EXERCISE BRIEF
Can the data below be echoed back word for word?

COLLECTED DATA
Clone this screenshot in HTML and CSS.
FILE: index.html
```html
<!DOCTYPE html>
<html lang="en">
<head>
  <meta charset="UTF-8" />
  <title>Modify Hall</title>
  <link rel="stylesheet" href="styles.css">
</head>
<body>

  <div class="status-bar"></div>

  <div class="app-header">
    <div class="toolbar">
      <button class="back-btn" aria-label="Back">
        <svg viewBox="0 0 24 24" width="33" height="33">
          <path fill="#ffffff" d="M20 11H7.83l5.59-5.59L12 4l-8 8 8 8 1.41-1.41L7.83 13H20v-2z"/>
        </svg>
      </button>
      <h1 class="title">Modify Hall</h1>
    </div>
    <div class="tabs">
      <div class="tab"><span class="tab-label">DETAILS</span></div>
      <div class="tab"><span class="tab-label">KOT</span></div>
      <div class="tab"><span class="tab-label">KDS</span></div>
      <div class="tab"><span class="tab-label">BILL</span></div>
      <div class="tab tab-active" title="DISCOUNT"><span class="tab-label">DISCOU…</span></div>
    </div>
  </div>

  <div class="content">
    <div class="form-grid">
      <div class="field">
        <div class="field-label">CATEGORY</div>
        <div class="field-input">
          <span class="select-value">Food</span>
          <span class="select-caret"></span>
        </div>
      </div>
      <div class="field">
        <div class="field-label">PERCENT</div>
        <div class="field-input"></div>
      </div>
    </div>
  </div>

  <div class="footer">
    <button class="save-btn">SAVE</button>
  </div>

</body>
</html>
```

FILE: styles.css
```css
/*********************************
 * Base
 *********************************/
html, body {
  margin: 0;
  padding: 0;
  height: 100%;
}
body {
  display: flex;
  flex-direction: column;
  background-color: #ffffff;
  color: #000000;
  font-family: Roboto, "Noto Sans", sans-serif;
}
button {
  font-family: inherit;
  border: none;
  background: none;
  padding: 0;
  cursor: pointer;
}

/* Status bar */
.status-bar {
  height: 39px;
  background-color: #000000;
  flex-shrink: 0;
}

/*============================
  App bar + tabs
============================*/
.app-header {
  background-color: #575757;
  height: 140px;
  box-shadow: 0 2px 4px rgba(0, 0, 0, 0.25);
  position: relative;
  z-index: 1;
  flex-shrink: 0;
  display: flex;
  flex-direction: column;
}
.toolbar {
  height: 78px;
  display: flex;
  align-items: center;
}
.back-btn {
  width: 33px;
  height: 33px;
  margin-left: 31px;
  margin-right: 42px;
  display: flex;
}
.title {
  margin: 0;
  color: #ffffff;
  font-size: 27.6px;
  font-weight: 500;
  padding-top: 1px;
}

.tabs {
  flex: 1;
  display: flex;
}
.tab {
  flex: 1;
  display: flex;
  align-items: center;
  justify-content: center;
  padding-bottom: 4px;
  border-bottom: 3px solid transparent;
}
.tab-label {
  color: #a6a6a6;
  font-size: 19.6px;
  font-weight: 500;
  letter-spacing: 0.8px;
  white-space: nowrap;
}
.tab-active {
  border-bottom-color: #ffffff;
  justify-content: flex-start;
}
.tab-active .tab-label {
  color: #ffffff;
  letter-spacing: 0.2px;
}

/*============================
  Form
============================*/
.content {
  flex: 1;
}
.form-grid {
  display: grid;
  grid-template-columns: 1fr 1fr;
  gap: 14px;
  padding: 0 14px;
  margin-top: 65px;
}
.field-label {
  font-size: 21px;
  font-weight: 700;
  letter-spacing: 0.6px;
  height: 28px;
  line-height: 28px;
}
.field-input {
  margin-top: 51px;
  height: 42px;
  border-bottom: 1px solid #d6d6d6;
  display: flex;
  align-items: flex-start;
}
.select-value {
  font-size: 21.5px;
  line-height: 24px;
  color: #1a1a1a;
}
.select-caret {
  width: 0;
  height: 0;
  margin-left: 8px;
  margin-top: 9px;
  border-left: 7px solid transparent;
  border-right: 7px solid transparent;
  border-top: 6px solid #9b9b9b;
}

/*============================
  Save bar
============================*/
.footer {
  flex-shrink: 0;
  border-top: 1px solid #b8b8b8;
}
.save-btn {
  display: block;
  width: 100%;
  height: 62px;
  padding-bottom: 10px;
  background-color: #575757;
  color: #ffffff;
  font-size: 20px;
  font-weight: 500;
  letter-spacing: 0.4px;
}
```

FULL RESPONSE
Clone this screenshot in HTML and CSS.
FILE: index.html
```html
<!DOCTYPE html>
<html lang="en">
<head>
  <meta charset="UTF-8" />
  <title>Modify Hall</title>
  <link rel="stylesheet" href="styles.css">
</head>
<body>

  <div class="status-bar"></div>

  <div class="app-header">
    <div class="toolbar">
      <button class="back-btn" aria-label="Back">
        <svg viewBox="0 0 24 24" width="33" height="33">
          <path fill="#ffffff" d="M20 11H7.83l5.59-5.59L12 4l-8 8 8 8 1.41-1.41L7.83 13H20v-2z"/>
        </svg>
      </button>
      <h1 class="title">Modify Hall</h1>
    </div>
    <div class="tabs">
      <div class="tab"><span class="tab-label">DETAILS</span></div>
      <div class="tab"><span class="tab-label">KOT</span></div>
      <div class="tab"><span class="tab-label">KDS</span></div>
      <div class="tab"><span class="tab-label">BILL</span></div>
      <div class="tab tab-active" title="DISCOUNT"><span class="tab-label">DISCOU…</span></div>
    </div>
  </div>

  <div class="content">
    <div class="form-grid">
      <div class="field">
        <div class="field-label">CATEGORY</div>
        <div class="field-input">
          <span class="select-value">Food</span>
          <span class="select-caret"></span>
        </div>
      </div>
      <div class="field">
        <div class="field-label">PERCENT</div>
        <div class="field-input"></div>
      </div>
    </div>
  </div>

  <div class="footer">
    <button class="save-btn">SAVE</button>
  </div>

</body>
</html>
```

FILE: styles.css
```css
/*********************************
 * Base
 *********************************/
html, body {
  margin: 0;
  padding: 0;
  height: 100%;
}
body {
  display: flex;
  flex-direction: column;
  background-color: #ffffff;
  color: #000000;
  font-family: Roboto, "Noto Sans", sans-serif;
}
button {
  font-family: inherit;
  border: none;
  background: none;
  padding: 0;
  cursor: pointer;
}

/* Status bar */
.status-bar {
  height: 39px;
  background-color: #000000;
  flex-shrink: 0;
}

/*============================
  App bar + tabs
============================*/
.app-header {
  background-color: #575757;
  height: 140px;
  box-shadow: 0 2px 4px rgba(0, 0, 0, 0.25);
  position: relative;
  z-index: 1;
  flex-shrink: 0;
  display: flex;
  flex-direction: column;
}
.toolbar {
  height: 78px;
  display: flex;
  align-items: center;
}
.back-btn {
  width: 33px;
  height: 33px;
  margin-left: 31px;
  margin-right: 42px;
  display: flex;
}
.title {
  margin: 0;
  color: #ffffff;
  font-size: 27.6px;
  font-weight: 500;
  padding-top: 1px;
}

.tabs {
  flex: 1;
  display: flex;
}
.tab {
  flex: 1;
  display: flex;
  align-items: center;
  justify-content: center;
  padding-bottom: 4px;
  border-bottom: 3px solid transparent;
}
.tab-label {
  color: #a6a6a6;
  font-size: 19.6px;
  font-weight: 500;
  letter-spacing: 0.8px;
  white-space: nowrap;
}
.tab-active {
  border-bottom-color: #ffffff;
  justify-content: flex-start;
}
.tab-active .tab-label {
  color: #ffffff;
  letter-spacing: 0.2px;
}

/*============================
  Form
============================*/
.content {
  flex: 1;
}
.form-grid {
  display: grid;
  grid-template-columns: 1fr 1fr;
  gap: 14px;
  padding: 0 14px;
  margin-top: 65px;
}
.field-label {
  font-size: 21px;
  font-weight: 700;
  letter-spacing: 0.6px;
  height: 28px;
  line-height: 28px;
}
.field-input {
  margin-top: 51px;
  height: 42px;
  border-bottom: 1px solid #d6d6d6;
  display: flex;
  align-items: flex-start;
}
.select-value {
  font-size: 21.5px;
  line-height: 24px;
  color: #1a1a1a;
}
.select-caret {
  width: 0;
  height: 0;
  margin-left: 8px;
  margin-top: 9px;
  border-left: 7px solid transparent;
  border-right: 7px solid transparent;
  border-top: 6px solid #9b9b9b;
}

/*============================
  Save bar
============================*/
.footer {
  flex-shrink: 0;
  border-top: 1px solid #b8b8b8;
}
.save-btn {
  display: block;
  width: 100%;
  height: 62px;
  padding-bottom: 10px;
  background-color: #575757;
  color: #ffffff;
  font-size: 20px;
  font-weight: 500;
  letter-spacing: 0.4px;
}
```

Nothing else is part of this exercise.